Lines that contain the string "index" are to be copied; leave out all others.

--- Begin ---

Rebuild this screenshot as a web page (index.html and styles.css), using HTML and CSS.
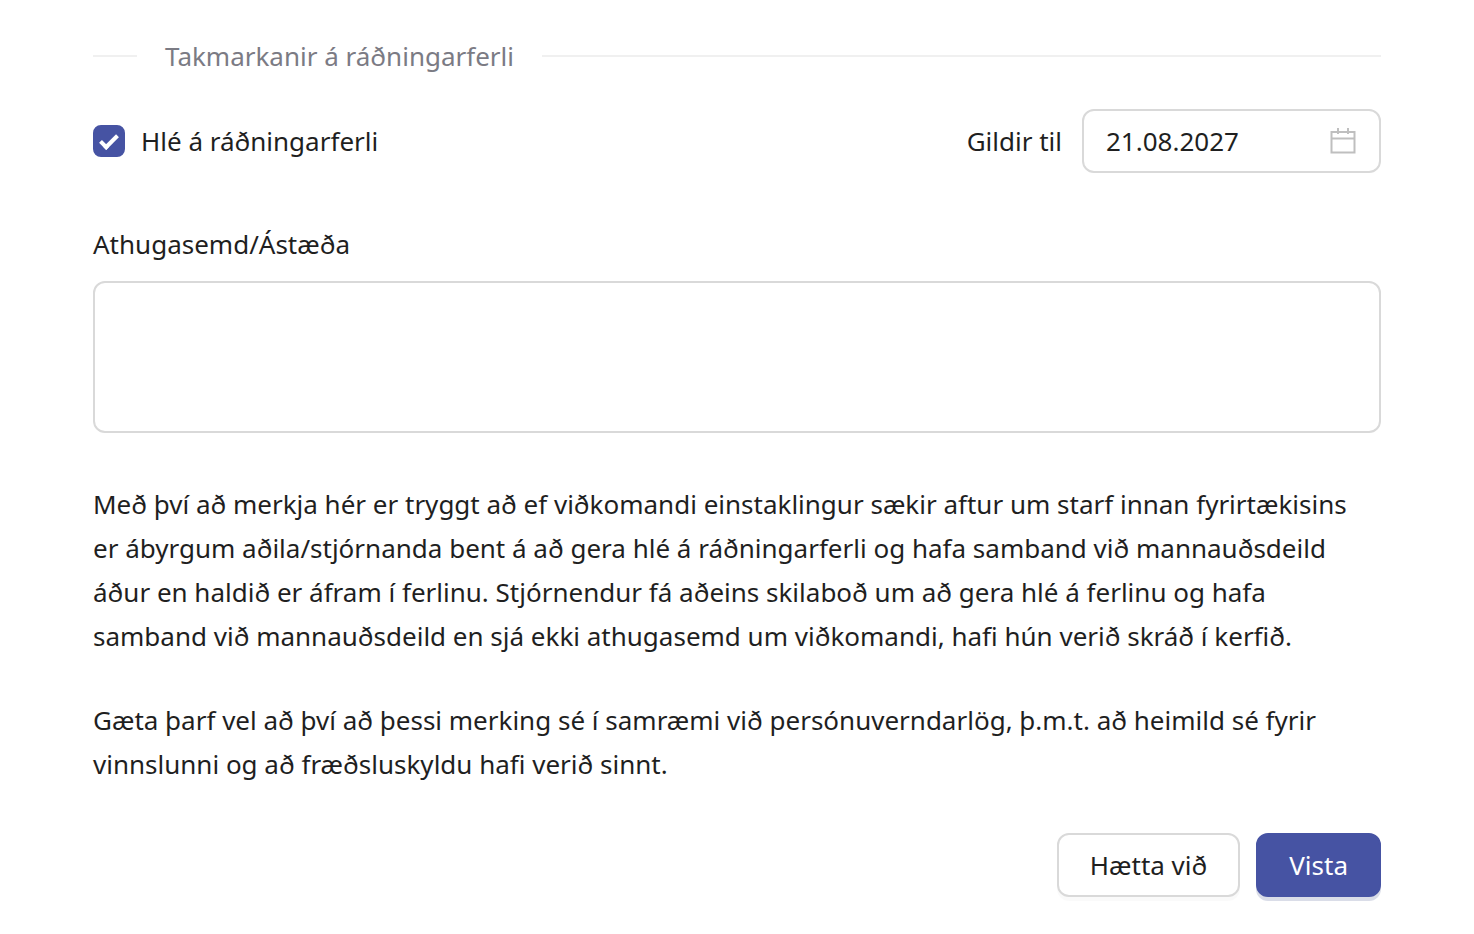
FILE: index.html
```html
<!DOCTYPE html>
<html lang="is">
<head>
<meta charset="utf-8">
<meta name="viewport" content="width=device-width, initial-scale=1">
<title>Takmarkanir á ráðningarferli</title>
<link rel="stylesheet" href="styles.css">
</head>
<body>
<form class="form">
  <h2 class="divider">Takmarkanir á ráðningarferli</h2>
  <div class="options">
    <label class="check"><input class="check-box" type="checkbox" checked><span>Hlé á ráðningarferli</span></label>
    <div class="date">
      <label for="valid-until">Gildir til</label>
      <div class="date-field">
        <input class="date-input" id="valid-until" type="text" value="21.08.2027">
        <svg class="date-icon" viewBox="0 0 28 28" fill="none" stroke="currentColor" stroke-width="2" aria-hidden="true"><path d="M2.5 5h23v20.500h-23zM2 11.500h24M9 1v6M19 1v6"/></svg>
      </div>
    </div>
  </div>
  <label class="note-label" for="note">Athugasemd/Ástæða</label>
  <textarea class="note" id="note"></textarea>
  <p class="text">Með því að merkja hér er tryggt að ef viðkomandi einstaklingur sækir aftur um starf innan fyrirtækisins er ábyrgum aðila/stjórnanda bent á að gera hlé á ráðningarferli og hafa samband við mannauðsdeild áður en haldið er áfram í ferlinu. Stjórnendur fá aðeins skilaboð um að gera hlé á ferlinu og hafa samband við mannauðsdeild en sjá ekki athugasemd um viðkomandi, hafi hún verið skráð í kerfið.</p>
  <p class="text">Gæta þarf vel að því að þessi merking sé í samræmi við persónuverndarlög, þ.m.t. að heimild sé fyrir vinnslunni og að fræðsluskyldu hafi verið sinnt.</p>
  <div class="actions">
    <button class="button" type="button">Hætta við</button>
    <button class="button button-primary" type="submit">Vista</button>
  </div>
</form>
</body>
</html>
```

FILE: styles.css
```css
*, *::before, *::after { box-sizing: border-box; }
body {
  margin: 0;
  background: #fff;
  color: #1f1f1f;
  font: 26px/44px "Noto Sans", sans-serif;
}
.form { padding: 34px 93px 37px; }
.divider {
  display: flex;
  align-items: center;
  gap: 28px;
  margin: 0 0 31px;
  color: #7b7b84;
  font-size: 26px;
  font-weight: 400;
}
.divider::before, .divider::after {
  content: "";
  height: 2px;
  background: #f0f0f0;
}
.divider::before { width: 44px; }
.divider::after { flex: 1; }
.options {
  display: flex;
  justify-content: space-between;
  align-items: center;
  margin-bottom: 49px;
}
.check { display: flex; align-items: center; gap: 16px; }
.check-box {
  appearance: none;
  display: grid;
  place-items: center;
  width: 32px;
  height: 32px;
  margin: 0;
  border-radius: 8px;
  border: 2px solid #d9d9d9;
}
.check-box:checked { background: #4653a3; border-color: #4653a3; }
.check-box:checked::after {
  content: "";
  width: 10px;
  height: 18px;
  border: solid #fff;
  border-width: 0 4px 4px 0;
  transform: translateY(-1px) rotate(45deg);
}
.date { display: flex; align-items: center; gap: 20px; }
.date-field {
  display: flex;
  align-items: center;
  width: 299px;
  height: 64px;
  padding: 0 22px;
  border: 2px solid #d9d9d9;
  border-radius: 12px;
}
.date-input {
  flex: 1;
  min-width: 0;
  padding: 0;
  border: 0;
  outline: 0;
  background: none;
  color: inherit;
  font: inherit;
}
.date-icon { width: 28px; height: 28px; color: #bfbfbf; }
.note-label { display: block; margin-bottom: 15px; }
.note {
  display: block;
  width: 100%;
  height: 152px;
  margin-bottom: 49px;
  padding: 8px 22px;
  border: 2px solid #d9d9d9;
  border-radius: 12px;
  resize: none;
  font: inherit;
}
.text { margin: 0 0 40px; padding-right: 16px; }
.actions { display: flex; justify-content: flex-end; gap: 16px; padding-top: 7px; }
.button {
  height: 64px;
  padding: 0 31px;
  border: 2px solid #d9d9d9;
  border-radius: 12px;
  background: #fff;
  color: inherit;
  font: inherit;
  box-shadow: 0 4px 0 rgba(0, 0, 0, 0.02);
}
.button-primary {
  border-color: #4653a3;
  background: #4653a3;
  color: #fff;
  box-shadow: 0 4px 0 #dadde8;
}
```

--- End ---

Complete response –
Rebuild this screenshot as a web page (index.html and styles.css), using HTML and CSS.
FILE: index.html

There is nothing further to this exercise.